-- Begin --

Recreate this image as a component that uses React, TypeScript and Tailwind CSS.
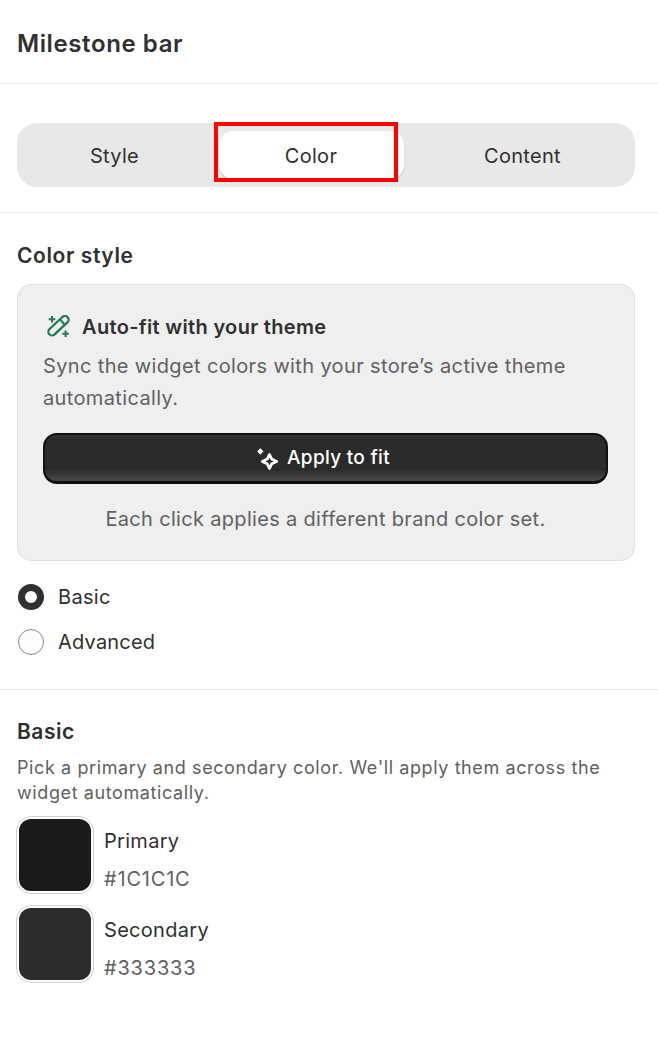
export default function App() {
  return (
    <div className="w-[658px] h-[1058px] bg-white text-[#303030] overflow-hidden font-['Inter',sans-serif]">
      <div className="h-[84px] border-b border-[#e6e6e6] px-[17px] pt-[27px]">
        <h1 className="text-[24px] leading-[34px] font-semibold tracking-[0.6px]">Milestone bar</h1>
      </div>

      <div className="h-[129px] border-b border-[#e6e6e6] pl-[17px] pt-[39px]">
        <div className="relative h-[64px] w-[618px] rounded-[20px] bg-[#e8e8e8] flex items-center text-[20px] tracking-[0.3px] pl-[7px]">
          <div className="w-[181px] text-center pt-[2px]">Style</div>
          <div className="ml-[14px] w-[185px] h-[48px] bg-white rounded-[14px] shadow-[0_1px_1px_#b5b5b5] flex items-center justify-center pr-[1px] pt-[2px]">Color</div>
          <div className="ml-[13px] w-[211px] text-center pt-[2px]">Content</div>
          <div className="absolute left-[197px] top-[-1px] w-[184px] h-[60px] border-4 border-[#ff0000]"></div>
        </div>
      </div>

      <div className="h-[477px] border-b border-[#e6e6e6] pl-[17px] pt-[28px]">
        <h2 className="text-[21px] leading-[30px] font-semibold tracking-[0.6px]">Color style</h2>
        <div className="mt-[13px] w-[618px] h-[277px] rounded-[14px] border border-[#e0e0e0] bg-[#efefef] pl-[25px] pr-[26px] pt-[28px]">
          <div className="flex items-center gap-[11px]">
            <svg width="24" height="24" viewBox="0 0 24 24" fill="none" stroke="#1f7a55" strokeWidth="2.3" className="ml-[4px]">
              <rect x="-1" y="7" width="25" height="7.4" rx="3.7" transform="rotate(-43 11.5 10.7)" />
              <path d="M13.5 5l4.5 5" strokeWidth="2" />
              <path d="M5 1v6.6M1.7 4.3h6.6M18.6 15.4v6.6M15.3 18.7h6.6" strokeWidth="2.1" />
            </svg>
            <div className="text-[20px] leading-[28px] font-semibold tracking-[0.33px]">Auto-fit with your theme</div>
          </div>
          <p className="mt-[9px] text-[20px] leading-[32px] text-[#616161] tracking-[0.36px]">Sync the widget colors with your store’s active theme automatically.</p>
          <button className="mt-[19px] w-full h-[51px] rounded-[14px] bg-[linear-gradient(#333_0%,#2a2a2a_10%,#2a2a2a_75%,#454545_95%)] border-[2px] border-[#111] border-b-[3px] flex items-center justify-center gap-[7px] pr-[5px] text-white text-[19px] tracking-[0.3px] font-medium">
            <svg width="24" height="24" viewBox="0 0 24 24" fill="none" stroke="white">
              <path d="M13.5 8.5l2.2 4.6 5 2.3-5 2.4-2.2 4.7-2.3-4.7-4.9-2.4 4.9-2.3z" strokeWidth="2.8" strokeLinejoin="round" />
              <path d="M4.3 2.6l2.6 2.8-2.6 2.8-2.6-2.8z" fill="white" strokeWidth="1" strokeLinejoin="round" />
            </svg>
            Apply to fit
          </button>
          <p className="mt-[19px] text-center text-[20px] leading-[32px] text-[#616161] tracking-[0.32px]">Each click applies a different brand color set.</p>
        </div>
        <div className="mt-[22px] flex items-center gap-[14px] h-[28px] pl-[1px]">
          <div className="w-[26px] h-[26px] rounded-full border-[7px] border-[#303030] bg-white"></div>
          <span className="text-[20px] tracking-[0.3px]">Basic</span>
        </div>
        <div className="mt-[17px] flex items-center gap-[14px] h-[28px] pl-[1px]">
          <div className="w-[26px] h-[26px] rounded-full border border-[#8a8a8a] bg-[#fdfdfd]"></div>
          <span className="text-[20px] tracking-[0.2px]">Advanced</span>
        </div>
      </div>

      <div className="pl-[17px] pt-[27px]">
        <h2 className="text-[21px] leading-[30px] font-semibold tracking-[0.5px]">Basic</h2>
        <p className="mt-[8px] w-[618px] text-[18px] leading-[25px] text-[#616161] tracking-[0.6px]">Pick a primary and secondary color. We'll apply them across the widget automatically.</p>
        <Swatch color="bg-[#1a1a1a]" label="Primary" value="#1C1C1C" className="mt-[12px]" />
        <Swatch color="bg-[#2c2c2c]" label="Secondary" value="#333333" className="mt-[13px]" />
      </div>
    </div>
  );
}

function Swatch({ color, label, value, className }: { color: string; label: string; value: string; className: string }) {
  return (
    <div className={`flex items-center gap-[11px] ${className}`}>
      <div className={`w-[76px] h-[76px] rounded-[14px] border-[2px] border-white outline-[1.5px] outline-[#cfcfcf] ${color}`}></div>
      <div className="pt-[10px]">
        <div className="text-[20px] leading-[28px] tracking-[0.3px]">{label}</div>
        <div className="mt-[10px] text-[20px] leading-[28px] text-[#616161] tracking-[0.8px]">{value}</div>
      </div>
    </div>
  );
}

-- End --
-- Begin --

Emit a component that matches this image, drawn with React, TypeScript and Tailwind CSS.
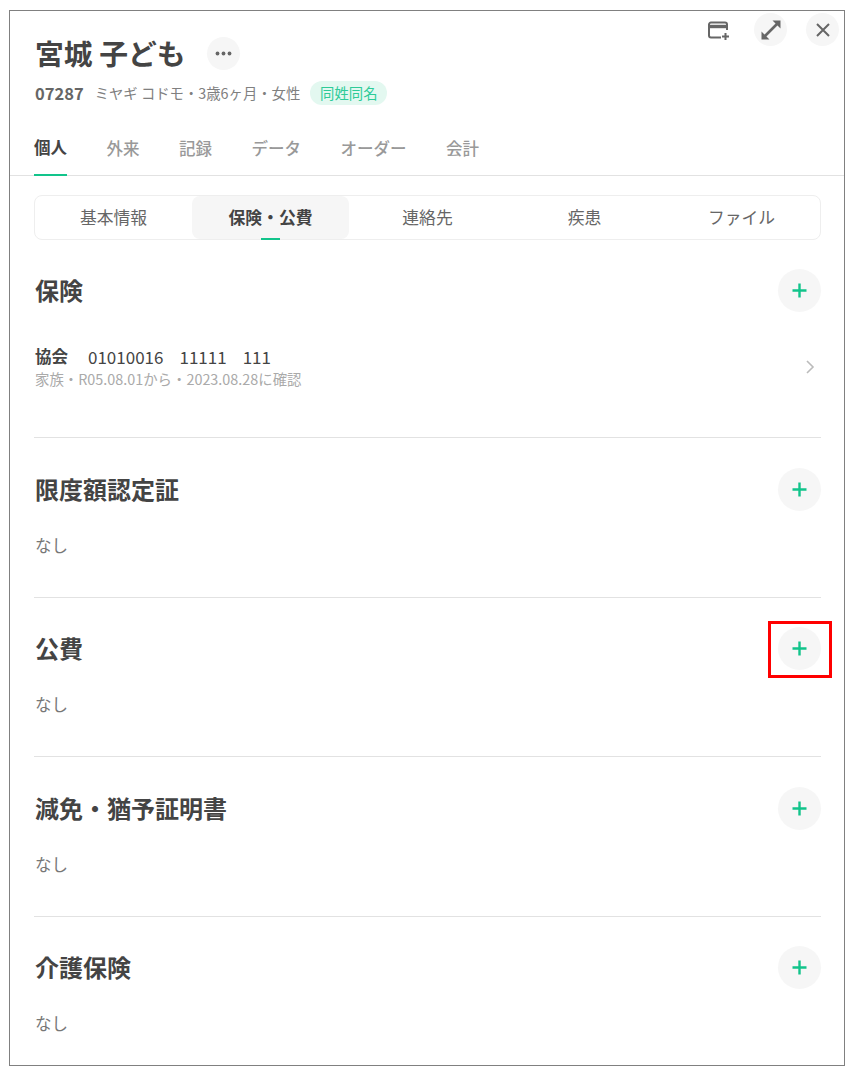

-- End --
-- Begin --

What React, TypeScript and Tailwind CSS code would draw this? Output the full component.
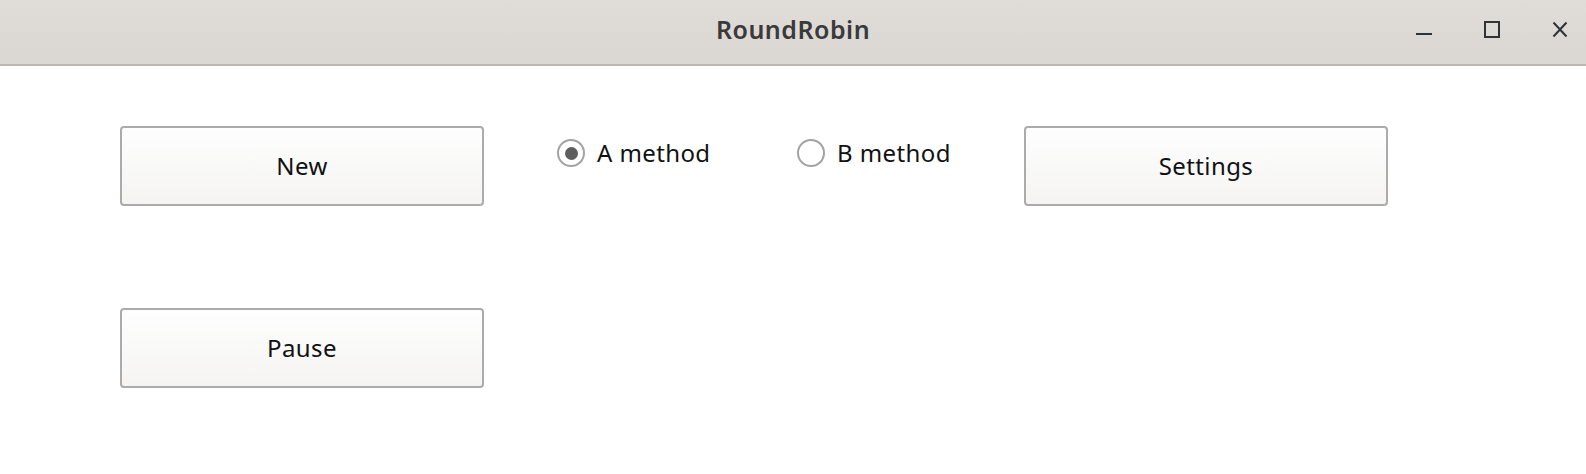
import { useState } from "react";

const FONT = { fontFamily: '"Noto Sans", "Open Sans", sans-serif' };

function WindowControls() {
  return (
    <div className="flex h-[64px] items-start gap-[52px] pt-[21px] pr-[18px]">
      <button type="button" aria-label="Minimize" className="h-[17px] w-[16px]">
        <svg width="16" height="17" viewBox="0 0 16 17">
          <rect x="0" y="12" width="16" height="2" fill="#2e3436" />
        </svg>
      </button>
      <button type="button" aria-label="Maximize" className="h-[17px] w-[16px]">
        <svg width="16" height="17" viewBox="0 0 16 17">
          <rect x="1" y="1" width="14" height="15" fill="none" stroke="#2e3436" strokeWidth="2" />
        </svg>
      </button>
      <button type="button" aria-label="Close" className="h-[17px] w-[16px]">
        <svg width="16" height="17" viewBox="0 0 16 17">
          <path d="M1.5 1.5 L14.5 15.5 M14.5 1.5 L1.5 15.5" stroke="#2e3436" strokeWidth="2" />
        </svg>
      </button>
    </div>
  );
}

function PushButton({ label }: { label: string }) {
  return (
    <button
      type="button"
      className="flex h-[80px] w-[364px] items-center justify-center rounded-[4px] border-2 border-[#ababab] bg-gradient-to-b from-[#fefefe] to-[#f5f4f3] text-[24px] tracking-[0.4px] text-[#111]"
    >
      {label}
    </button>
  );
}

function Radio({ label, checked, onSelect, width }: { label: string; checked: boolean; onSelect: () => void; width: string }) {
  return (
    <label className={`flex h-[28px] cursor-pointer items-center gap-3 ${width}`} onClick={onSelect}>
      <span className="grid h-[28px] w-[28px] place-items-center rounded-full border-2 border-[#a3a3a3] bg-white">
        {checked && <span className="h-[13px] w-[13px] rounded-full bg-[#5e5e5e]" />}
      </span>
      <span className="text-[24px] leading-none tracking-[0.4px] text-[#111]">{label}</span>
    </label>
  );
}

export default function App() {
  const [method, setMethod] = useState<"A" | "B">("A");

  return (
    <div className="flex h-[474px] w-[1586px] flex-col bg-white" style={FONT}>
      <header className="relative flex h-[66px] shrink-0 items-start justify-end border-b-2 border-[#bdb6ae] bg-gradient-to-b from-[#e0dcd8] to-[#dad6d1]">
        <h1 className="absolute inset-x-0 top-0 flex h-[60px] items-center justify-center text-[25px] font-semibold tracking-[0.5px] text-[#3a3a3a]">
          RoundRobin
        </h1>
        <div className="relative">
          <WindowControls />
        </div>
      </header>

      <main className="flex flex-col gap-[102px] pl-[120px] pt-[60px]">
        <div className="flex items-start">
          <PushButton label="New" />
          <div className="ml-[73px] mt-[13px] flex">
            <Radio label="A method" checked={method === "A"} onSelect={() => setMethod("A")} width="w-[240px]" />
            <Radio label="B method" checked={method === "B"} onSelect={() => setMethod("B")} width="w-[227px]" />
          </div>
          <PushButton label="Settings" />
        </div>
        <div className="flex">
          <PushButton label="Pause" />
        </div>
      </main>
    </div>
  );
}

-- End --

Goal of the exercise: Look through the records and gather every line containing "with".

Correct output:
            <div className="text-[20px] leading-[28px] font-semibold tracking-[0.33px]">Auto-fit with your theme</div>
          <p className="mt-[9px] text-[20px] leading-[32px] text-[#616161] tracking-[0.36px]">Sync the widget colors with your store’s active theme automatically.</p>
Emit a component that matches this image, drawn with React, TypeScript and Tailwind CSS.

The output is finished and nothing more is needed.